The days are drawing in, the sunlight a fleeting heartbeat in my life spent mostly indoors, sealed in my room or in the kitchen at my work and everything is getting colder. I desperately long for a warmer, brighter future though I fear a darker, more lonely reality.
I have not been able to vent about my feelings to anyone in my personal life for a month now. My writing has been my only solace in a caged reality where there is no one to see, no life to live. And while there is the glimmering hope of university in four days time, my stomach still twists and pulls in a worrisome dread of what is to come. Being let out of the cage may come with obvious advantages, though outside there is a lot to fear, so much to live through and live with after last year.
Without an outlet for my emotion, without any real happiness or feeling of love, I drift from day-to-day waiting for my new life. I cannot see things getting worse in the next four days, I have established my ways of coping at home. Instead, all of the fear rests solely in myself, in the girl next door and the lonely life ahead. The fear is that the past can easily repeat itself as it has before. This girl could just not see me the same way that I see her. Perhaps she could feel for me too, but she just does not feel as strongly, make me feel like second best like all of the others. I have only ever been the lesser option in a relationship when they choose someone over me. I cannot have that happen again, it is soul crushing. Something inside of her tells me that she is different though. And different is all I need.
The result of the past makes me feel unloveable, cursed. For the same thing to happen four times to me, you can see why I feel unimportant. And my friends are not really my friends, I need to find new people this year. I am hurting because of them. My best friend, he feels different lately, some kind of cynicism has befallen him and he does not really like to talk to me anymore I feel. I suggest things and he refuses with an excuse. It just feels difficult being his friend now and out of sync. And the other person, the only one that I know personally that knows about this blog, she has been so insensitive to me. The things she has said hurt and though hurt may not be her intention, she has said the things she has said, done the things she has done and I hurt. I feel ignored, not properly considered and taken for granted. She has been there for me and I respect that, it is most certainly not easy to stick around when it comes down to me. I have been there for her too. It has been difficult being on both sides but we have been there for each other. Besides being good friends that mostly talk about how they feel, almost everyday for the past four months, there underlies a feeling now that I cannot cast away. She knows what she has done to me. It feels strained to talk to her with the past few months under the spotlight now. With a friend you know a little too well, how do you carry on? I am struggling with living, struggling with everyone in my life and struggling being alone. My head is above the water but my body is fighting underneath to keep me that way.

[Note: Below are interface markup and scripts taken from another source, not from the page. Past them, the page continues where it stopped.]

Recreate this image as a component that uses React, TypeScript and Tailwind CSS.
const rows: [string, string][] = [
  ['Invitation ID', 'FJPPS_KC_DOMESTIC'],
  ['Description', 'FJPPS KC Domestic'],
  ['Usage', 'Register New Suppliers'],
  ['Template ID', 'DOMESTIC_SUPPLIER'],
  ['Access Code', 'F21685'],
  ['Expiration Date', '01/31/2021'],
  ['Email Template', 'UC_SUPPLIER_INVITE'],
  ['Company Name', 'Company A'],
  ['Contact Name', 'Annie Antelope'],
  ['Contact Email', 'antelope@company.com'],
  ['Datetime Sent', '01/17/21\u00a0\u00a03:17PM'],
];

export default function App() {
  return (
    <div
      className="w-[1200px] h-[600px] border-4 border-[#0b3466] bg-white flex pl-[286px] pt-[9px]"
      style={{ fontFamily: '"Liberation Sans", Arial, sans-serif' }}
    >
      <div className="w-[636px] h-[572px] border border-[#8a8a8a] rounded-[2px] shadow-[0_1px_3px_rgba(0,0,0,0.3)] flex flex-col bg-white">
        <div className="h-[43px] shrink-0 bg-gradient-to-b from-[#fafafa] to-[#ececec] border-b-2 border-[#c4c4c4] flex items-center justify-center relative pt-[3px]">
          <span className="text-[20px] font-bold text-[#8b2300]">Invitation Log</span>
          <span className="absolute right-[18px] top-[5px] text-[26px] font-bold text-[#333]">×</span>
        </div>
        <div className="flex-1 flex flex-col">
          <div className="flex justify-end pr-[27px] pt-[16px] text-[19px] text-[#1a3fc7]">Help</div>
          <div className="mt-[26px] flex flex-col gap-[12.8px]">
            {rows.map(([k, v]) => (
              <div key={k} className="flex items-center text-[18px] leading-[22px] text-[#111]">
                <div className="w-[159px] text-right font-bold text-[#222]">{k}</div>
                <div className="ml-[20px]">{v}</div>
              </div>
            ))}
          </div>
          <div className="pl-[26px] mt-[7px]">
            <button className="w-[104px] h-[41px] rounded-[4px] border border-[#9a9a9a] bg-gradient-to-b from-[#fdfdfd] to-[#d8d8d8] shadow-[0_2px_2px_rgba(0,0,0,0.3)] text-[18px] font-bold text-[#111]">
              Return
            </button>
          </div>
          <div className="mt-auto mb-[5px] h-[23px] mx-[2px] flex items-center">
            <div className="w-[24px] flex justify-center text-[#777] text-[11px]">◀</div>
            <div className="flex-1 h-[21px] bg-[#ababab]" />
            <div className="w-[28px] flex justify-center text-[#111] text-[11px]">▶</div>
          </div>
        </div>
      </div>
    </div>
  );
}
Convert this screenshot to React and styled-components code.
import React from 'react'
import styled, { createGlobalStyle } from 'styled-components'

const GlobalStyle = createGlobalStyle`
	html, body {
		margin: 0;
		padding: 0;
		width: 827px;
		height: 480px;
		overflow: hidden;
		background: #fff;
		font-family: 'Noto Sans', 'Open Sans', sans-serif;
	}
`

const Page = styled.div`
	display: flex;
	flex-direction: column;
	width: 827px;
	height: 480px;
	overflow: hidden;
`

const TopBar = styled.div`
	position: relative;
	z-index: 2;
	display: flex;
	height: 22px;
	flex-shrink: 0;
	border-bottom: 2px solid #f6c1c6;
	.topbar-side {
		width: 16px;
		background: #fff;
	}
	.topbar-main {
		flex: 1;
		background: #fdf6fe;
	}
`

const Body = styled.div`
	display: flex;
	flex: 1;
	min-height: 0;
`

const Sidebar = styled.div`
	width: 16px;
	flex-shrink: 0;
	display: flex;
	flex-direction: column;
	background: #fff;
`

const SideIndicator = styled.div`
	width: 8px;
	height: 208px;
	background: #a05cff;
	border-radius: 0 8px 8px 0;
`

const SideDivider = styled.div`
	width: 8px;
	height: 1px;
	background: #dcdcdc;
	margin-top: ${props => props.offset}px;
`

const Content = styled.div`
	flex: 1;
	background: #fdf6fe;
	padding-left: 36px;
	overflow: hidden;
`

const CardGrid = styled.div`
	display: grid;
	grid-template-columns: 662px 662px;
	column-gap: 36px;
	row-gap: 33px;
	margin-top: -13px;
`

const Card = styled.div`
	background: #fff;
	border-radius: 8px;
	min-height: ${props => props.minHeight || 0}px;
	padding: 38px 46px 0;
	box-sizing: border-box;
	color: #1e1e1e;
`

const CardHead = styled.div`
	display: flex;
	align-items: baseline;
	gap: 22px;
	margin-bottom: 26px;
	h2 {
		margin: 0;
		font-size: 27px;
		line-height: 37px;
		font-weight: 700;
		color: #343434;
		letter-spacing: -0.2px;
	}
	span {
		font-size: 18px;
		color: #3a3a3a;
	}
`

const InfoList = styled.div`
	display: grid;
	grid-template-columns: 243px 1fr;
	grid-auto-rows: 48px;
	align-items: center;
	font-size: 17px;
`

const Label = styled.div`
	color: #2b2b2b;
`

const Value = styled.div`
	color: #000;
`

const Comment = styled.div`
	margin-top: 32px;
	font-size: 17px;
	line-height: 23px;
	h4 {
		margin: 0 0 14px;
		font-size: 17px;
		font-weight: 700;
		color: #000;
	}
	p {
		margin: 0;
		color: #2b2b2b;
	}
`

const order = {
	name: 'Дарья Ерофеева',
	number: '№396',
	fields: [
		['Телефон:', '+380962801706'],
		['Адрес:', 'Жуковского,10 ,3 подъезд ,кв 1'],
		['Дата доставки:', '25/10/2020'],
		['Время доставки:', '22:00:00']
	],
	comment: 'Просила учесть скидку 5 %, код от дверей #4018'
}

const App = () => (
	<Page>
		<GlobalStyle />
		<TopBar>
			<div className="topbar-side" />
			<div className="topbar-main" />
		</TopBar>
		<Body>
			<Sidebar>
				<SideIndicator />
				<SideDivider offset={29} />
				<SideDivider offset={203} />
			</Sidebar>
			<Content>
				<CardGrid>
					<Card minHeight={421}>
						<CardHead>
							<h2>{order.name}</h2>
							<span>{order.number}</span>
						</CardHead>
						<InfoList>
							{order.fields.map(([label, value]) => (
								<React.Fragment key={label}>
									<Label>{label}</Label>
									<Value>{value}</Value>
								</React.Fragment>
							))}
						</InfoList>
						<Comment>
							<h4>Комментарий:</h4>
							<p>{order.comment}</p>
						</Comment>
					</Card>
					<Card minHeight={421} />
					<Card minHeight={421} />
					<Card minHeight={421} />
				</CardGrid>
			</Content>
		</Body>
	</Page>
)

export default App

I feel like the idea of a friend is more appealing than the people who are my friends. I cannot talk to them. Although in an ideal world, I have friends that don’t stab me in the back, forget about me or fail to consider me; friends that have similar interests and a way of life to me. A similar honesty and open heart. A similar philosophy. A friend like that in this world is nigh impossible to come across. I feel like my best friend, he is close to that, but something just feels missing. I cannot hep but feel judged by him no matter what he says. And trust is something I have run out of in people. Thinking about an ideal life though will never be a real life. I can wish and will all I want, a perfect future is impossible. Having my head in the clouds draws away from the life I am living and while a life away from pain fills my hopes and dreams and helps me sleep at night, you have to remember the pain to be who you are and learn lessons. I am trying to find that balance; to not believe in things too much and not remain in an emotional abyss.
And in battling fear and anxiety and a head in the clouds, I always suffer. My dreams make me see what I don’t have and I saw the girl next door in one a few nights ago. She was radiant, talking to me and so incredibly interesting. It felt real, it felt like she was sat next to me talking. But she wasn’t. I woke up with my heart on fire, a warmth I have not felt in far too long and it made me feel even more alone than ever.

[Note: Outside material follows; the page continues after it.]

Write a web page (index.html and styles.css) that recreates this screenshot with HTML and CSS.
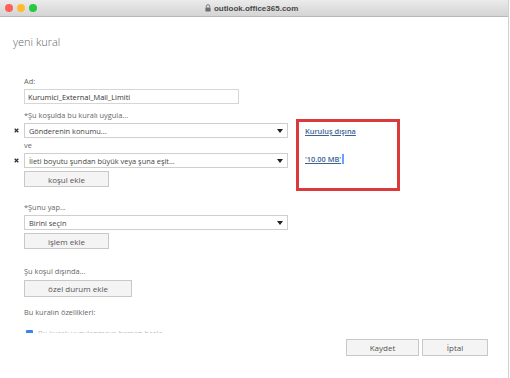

The fear and anxiety makes me feel ill and I lose my appetite. For the past three days I have just felt hungry, empty and when I attempt to eat, nothing appeals to me; my favourite lunch of four tuna sandwiches failed to make me excited, I could only get half way. The effect this anxiety is having on my diet drains me of energy. I sleep for hours and hours a day, more than the average person and I am still tired with no energy. Working has been tough making the journey there and back, doing a physical job with a lack of energy and food, it is torture. Feeling ill has ruled my life for a year now and I am sick of it, it holds me back from being myself. I look like shit too some days because of it. My boss and his wife ask me how much sleep I am getting which means they can see a change in me. Why can I not be like most other people in the world? I want to actually feel alive. I want to be able to see myself in a year’s time. I want to be loved. I want friends and a real life. I don’t want to feel sick anymore. I don’t want to be alone anymore.
I feel unloveable. I feel invisible. A few more days and maybe, just maybe that could all change. I could be loved. I could be seen. I could be me.